In America Latina gravi danni all’ambiente

Anche in America del Sud il fenomeno delle estrazioni è di vaste proporzioni e molte sono le violazioni di diritti e i danni per l’ambiente. Nel corso dell’udienza di Washington monsignor Pedro Barreto Jimeno, arcivescovo di Huancayo (Perù) e presidente del Dipartimento di giustizia e solidarietà del Celam, ha denunciato: “Siamo testimoni oculari dell’aumento delle patologie che le popolazioni indigene subiscono a causa dei gas e della distruzione del patrimonio ambientale”. Nel corso dell’udienza si è parlato di casi che riguardano il Perù, l’Ecuador e il Brasile, con particolare attenzione all’ambiente dell’Amazzonia, dove costantemente vengono violati i diritti delle popolazioni indigene.
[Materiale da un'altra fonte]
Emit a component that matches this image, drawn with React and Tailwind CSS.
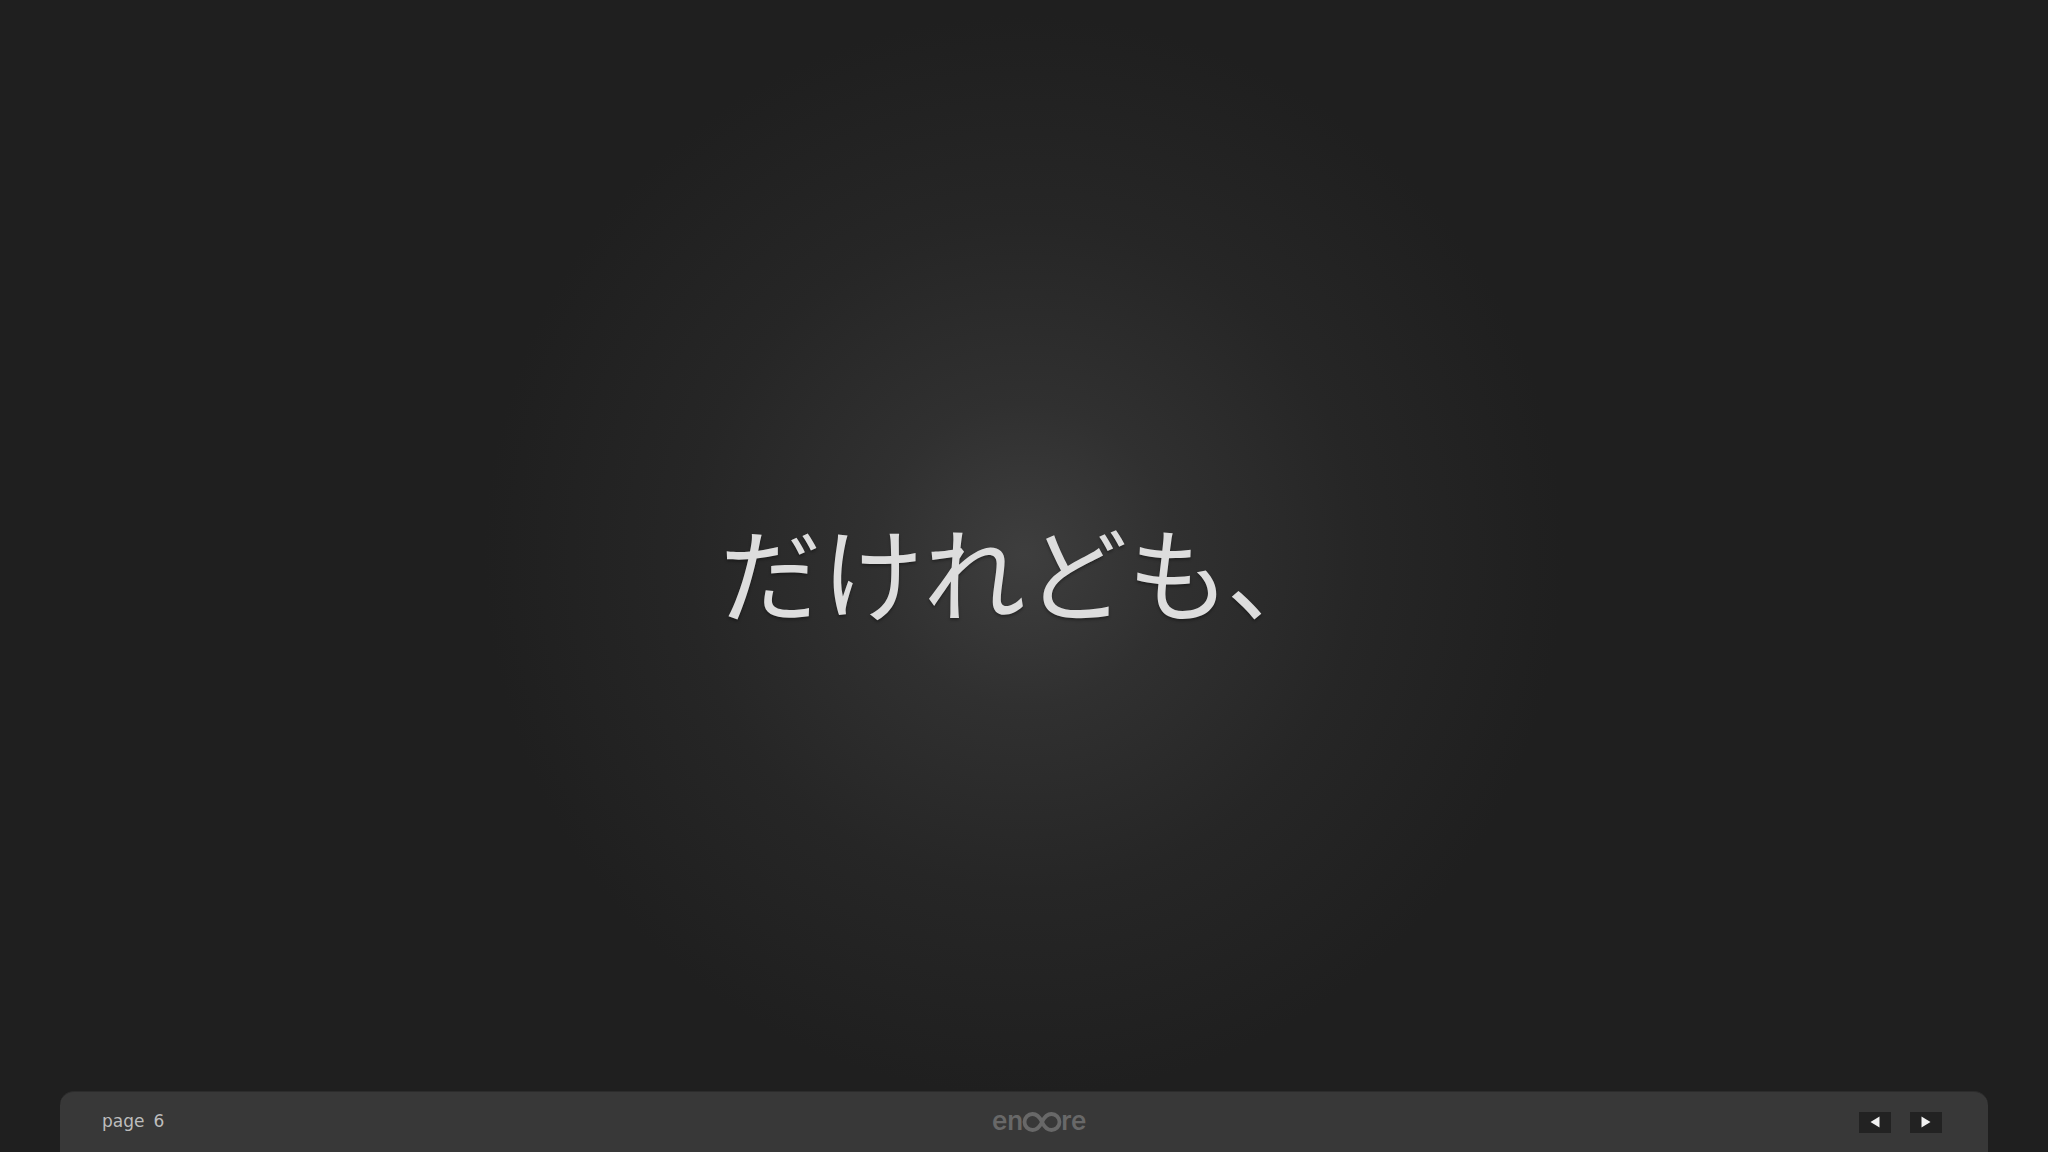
import React from 'react';

const Arrow = ({ direction }) => (
  <button className="w-[32px] h-[21px] bg-[#222222] flex items-center justify-center">
    <svg width="10" height="12" viewBox="0 0 10 12">
      {direction === 'left'
        ? <path d="M9.5 0.5v11L0.5 6z" fill="#f2f2f2" />
        : <path d="M0.5 0.5v11L9.5 6z" fill="#f2f2f2" />}
    </svg>
  </button>
);

const Logo = () => (
  <div className="flex items-center text-[#686868] font-['Inter',sans-serif] font-semibold text-[26px] leading-none">
    <span>en</span>
    <svg width="40" height="20" viewBox="0 0 40 20" fill="none" className="mt-[2px] -mx-[1px]">
      <path
        d="M20 10C17.500 4.500 15 2 10.500 2a8 8 0 0 0 0 16c4.500 0 7-2.500 9.500-8s5-8 9.500-8a8 8 0 0 1 0 16c-4.500 0-7-2.500-9.500-8z"
        stroke="#686868"
        strokeWidth="3.8"
      />
    </svg>
    <span>re</span>
  </div>
);

export default function App() {
  return (
    <div className="w-full h-screen flex flex-col overflow-hidden bg-[#1f1f1f] bg-[radial-gradient(circle_540px_at_1024px_555px,#3e3e3e_0%,#303030_28%,#262626_62%,#1f1f1f_100%)]">
      {/* Slide */}
      <main className="flex-1 flex items-center justify-center pt-[48px]">
        <h1 className="font-['Noto_Sans_CJK_JP','Noto_Sans_CJK_SC',sans-serif] font-normal text-[102px] leading-none text-[#dddddd] [text-shadow:0_2px_3px_rgba(0,0,0,0.35)]">
          だけれども、
        </h1>
      </main>

      {/* Bottom bar */}
      <footer className="relative mx-[60px] h-[61px] shrink-0 rounded-t-[14px] bg-[#383838] border-t border-[#2c2c2c] pl-[42px] pr-[46px] flex items-center justify-between">
        <div className="flex gap-[9px] text-[17px] text-[#bdbdbd] font-['DejaVu_Sans',sans-serif] -mt-[1px]">
          <span>page</span>
          <span>6</span>
        </div>
        <div className="absolute left-[932px] top-[16px]">
          <Logo />
        </div>
        <div className="flex gap-[19px]">
          <Arrow direction="left" />
          <Arrow direction="right" />
        </div>
      </footer>
    </div>
  );
}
Mauricio Lopez, segretario esecutivo della Repam, ha proposto iniziative di coordinamento e di monitoraggio costante, che portino a una maggiore sensibilizzazione dei Governi sul tema. Va ricordato che l’America Latina è la più grande riserva di minerali metallici nel mondo: i più ambiti sono l’oro e l’argento, le pietre preziose (come lo smeraldo in Colombia). Circa il 90% delle miniere è a cielo aperto e di conseguenza le estrazioni causano la contaminazione delle acque, oltre che danni al suolo e all’aria.

 

La solidarietà dei vescovi canadesi

L’udienza del 19 marzo è stata definita “storica” dalla presidente della Commissione inter-americana per i diritti umani, Rose-Marie Antoine e, “senza precedenti”, dal segretario esecutivo Emilio Alvarez Icaza. Qualche effetto già si vede. Dopo l’udienza, il presidente della Conferenza episcopale del Canada, monsignor Paul-André Durocher, arcivescovo di Gatineau, ha manifestato la solidarietà dell’episcopato ai vescovi del Celam. “Siamo particolarmente preoccupati - ha scritto Durocher - nel vedere che la maggior parte delle operazioni di estrazione mineraria in America Latina venga realizzata da aziende registrate in Canada”. L’arcivescovo di Gatineau ha ricordato inoltre che in America Latina l’estrazione mineraria e di altre risorse non ha prodotto benefici per lo sviluppo umano ed economico delle società.